Not speaking directly with your customers can lead to products that miss the mark
I empathize with the difficult situation our management team faced in dealing with our most important customers, a group of engineers at BMW and Audi who, if we’re being honest, didn’t really want to work with us. However, relying solely on a list of requirements presented a limitation. Ideally, a deeper understanding of their goals, needs, and pain points would have allowed us to explore solutions that addressed their specific challenges and create more positive outcomes. I’d love to tell a story about how UX and product rose above this challenge and delighted our customers, but our only opportunity for engagement was a single four-hour phone meeting where our participation was restricted (muted and unable to speak). The entire first hour of the meeting, the engineers angrily complained about our product. We had let them down. While this experience wasn't ideal for product development, it did serve as a valuable lesson in the importance of open communication and user-centered design.

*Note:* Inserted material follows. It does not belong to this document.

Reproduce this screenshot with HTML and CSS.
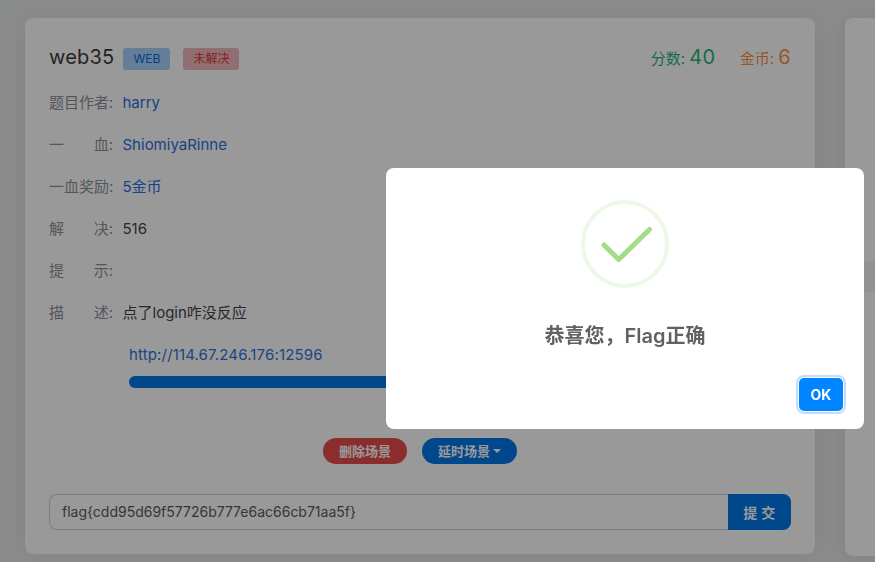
FILE: index.html
```html
<!DOCTYPE html>
<html lang="zh">
<head>
<meta charset="utf-8">
<title>web35</title>
<link rel="stylesheet" href="styles.css">
</head>
<body>
<main class="page">
  <section class="card">
    <header class="head">
      <h1 class="title">web35</h1>
      <span class="tag tag-blue">WEB</span>
      <span class="tag tag-red">未解决</span>
      <div class="stats">
        <span class="stat stat-green">分数: <b>40</b></span>
        <span class="stat stat-orange">金币: <b>6</b></span>
      </div>
    </header>
    <div class="row"><div class="label"><span>题目作者:</span></div><a class="val link">harry</a></div>
    <div class="row"><div class="label"><span>一</span><span>血:</span></div><a class="val link">ShiomiyaRinne</a></div>
    <div class="row"><div class="label"><span>一血奖励:</span></div><a class="val link">5金币</a></div>
    <div class="row"><div class="label"><span>解</span><span>决:</span></div><span class="val">516</span></div>
    <div class="row"><div class="label"><span>提</span><span>示:</span></div><span class="val"></span></div>
    <div class="row"><div class="label"><span>描</span><span>述:</span></div><span class="val">点了login咋没反应</span></div>
    <div class="scene">
      <a class="scene-url">http://114.67.246.176:12596</a>
      <div class="bar"></div>
    </div>
    <div class="actions">
      <button class="pill pill-red">删除场景</button>
      <button class="pill pill-blue">延时场景<i class="caret"></i></button>
    </div>
    <form class="flag">
      <div class="flag-input">flag{cdd95d69f57726b777e6ac66cb71aa5f}</div>
      <button class="flag-btn" type="button">提 交</button>
    </form>
  </section>
  <section class="card card-next"></section>
</main>
<div class="overlay"></div>
<div class="band"></div>
<div class="modal">
  <svg class="check" width="88" height="88" viewBox="0 0 88 88">
    <circle cx="44" cy="44" r="42" fill="none" stroke="#a5dc86" stroke-opacity=".2" stroke-width="4"/>
    <path d="M23 45 L37.700 59.500 L68.500 29.500" fill="none" stroke="#a5dc86" stroke-width="5" stroke-linecap="round" stroke-linejoin="round"/>
  </svg>
  <h2 class="modal-title">恭喜您，Flag正确</h2>
  <div class="modal-foot"><button class="ok">OK</button></div>
</div>
</body>
</html>
```
FILE: styles.css
```css
* { box-sizing: border-box; }
html, body { margin: 0; height: 100%; overflow: hidden; }
body {
  background: #e5e7e6;
  font-family: Inter, "Noto Sans CJK SC", sans-serif;
  font-size: 15px;
  color: #2f3133;
}
.page {
  display: flex;
  gap: 30px;
  padding: 18px 0 0 25px;
  width: 1200px;
  height: 562px;
  align-items: flex-start;
}
.card {
  width: 790px;
  height: 536px;
  flex: none;
  background: #fff;
  border-radius: 8px;
  box-shadow: 0 0 24px rgba(0, 0, 0, .05);
  padding: 26px 24px 0;
}
.card-next { width: 340px; height: 538px; }
.head { display: flex; align-items: flex-start; height: 38px; }
.title { margin: 0; font-size: 20px; letter-spacing: .2px; font-weight: 400; line-height: 26px; color: #3c3c3c; }
.tag {
  height: 22px;
  margin-top: 4px;
  border-radius: 3px;
  font-size: 12px;
  line-height: 22px;
  text-align: center;
}
.tag-blue { width: 47px; margin-left: 9px; background: #a8d0fa; color: #0e6ae0; }
.tag-red { width: 56px; margin-left: 13px; background: #f0b8bc; color: #e03a3a; }
.stats { margin-left: auto; display: flex; gap: 24px; line-height: 26px; font-size: 15px; }
.stat b { font-size: 20px; font-weight: 400; letter-spacing: .4px; }
.stat-green { color: #29b27a; }
.stat-orange { color: #fb9240; }
.row { display: flex; height: 42px; line-height: 42px; }
.label { width: 64px; display: flex; justify-content: space-between; color: #8a9199; flex: none; white-space: nowrap; }
.val { margin-left: 9.500px; color: #3f454b; }
.val.link { color: #2a70e0; }
.scene { padding-left: 80px; margin-top: 10px; }
.scene-url { display: block; line-height: 22px; color: #2f74e0; letter-spacing: .15px; }
.bar { height: 12px; margin-top: 10px; background: #0078e8; border-radius: 6px; width: 640px; }
.actions { display: flex; justify-content: center; gap: 15px; margin-top: 50px; }
.pill {
  height: 26px;
  border: 0;
  border-radius: 13px;
  color: #fff;
  font: 700 13px/26px Inter, "Noto Sans CJK SC", sans-serif;
  padding: 0;
  display: flex;
  align-items: center;
  justify-content: center;
}
.pill-red { width: 84px; background: #e84c4c; }
.pill-blue { width: 95px; background: #0078e8; }
.caret {
  width: 0; height: 0; margin-left: 3px;
  border-left: 4px solid transparent;
  border-right: 4px solid transparent;
  border-top: 4px solid #fff;
}
.flag { display: flex; margin-top: 30px; height: 36px; }
.flag-input {
  flex: 1;
  border: 1px solid #ced4da;
  border-right: 0;
  border-radius: 8px 0 0 8px;
  padding-left: 12px;
  line-height: 34px;
  font-size: 14px;
  color: #555c63;
  background: #fff;
}
.flag-btn {
  width: 63px;
  border: 0;
  border-radius: 0 8px 8px 0;
  background: #0078e8;
  color: #fff;
  font: 700 14px "Noto Sans CJK SC", sans-serif;
  letter-spacing: .5px;
}
.overlay { position: fixed; inset: 0; background: rgba(0, 0, 0, .4); }
.band { position: fixed; left: 864px; top: 262px; width: 11px; height: 30px; background: rgba(0, 0, 0, .05); }
.modal {
  position: fixed;
  left: 386px;
  top: 168px;
  width: 478px;
  height: 261px;
  background: #fff;
  border-radius: 8px;
  display: flex;
  flex-direction: column;
  align-items: center;
  padding-top: 32px;
}
.check { display: block; flex: none; }
.modal-title { margin: 35px 0 0; font-size: 20px; line-height: 26px; font-weight: 600; color: #616161; }
.modal-foot { margin-top: auto; align-self: flex-end; padding: 0 21px 18px 0; }
.ok {
  display: block;
  width: 44px;
  height: 33px;
  border: 0;
  border-radius: 5px;
  background: #0084ff;
  color: #fff;
  font: 700 14px Inter, sans-serif;
  padding: 0;
  box-shadow: 0 0 0 1px #fff, 0 0 0 3px rgba(0, 123, 255, .25);
}
```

Don’t skip contextual interviews
I’m a big fan of sitting with users at their desks and watching them work. However, because of the logistics of the HERE Berlin office, where many of our internal customers work, a lot of our early interviews were in conference rooms. In those early interview sessions, the data engineers we spoke with primarily focused on the development aspects of their workflow, encompassing ‘research’, ‘coding’, and ‘deployment’ phases. The larger significance of maintaining operational data pipelines within their daily tasks only became apparent later, when I was finally able to conduct contextual interviews, observing engineers directly at their desks. This experience highlights a valuable lesson: we can’t rely solely on users to articulate their entire workflow. Contextual interviews, where users are observed in their natural environment, are a great method for uncovering these valuable details.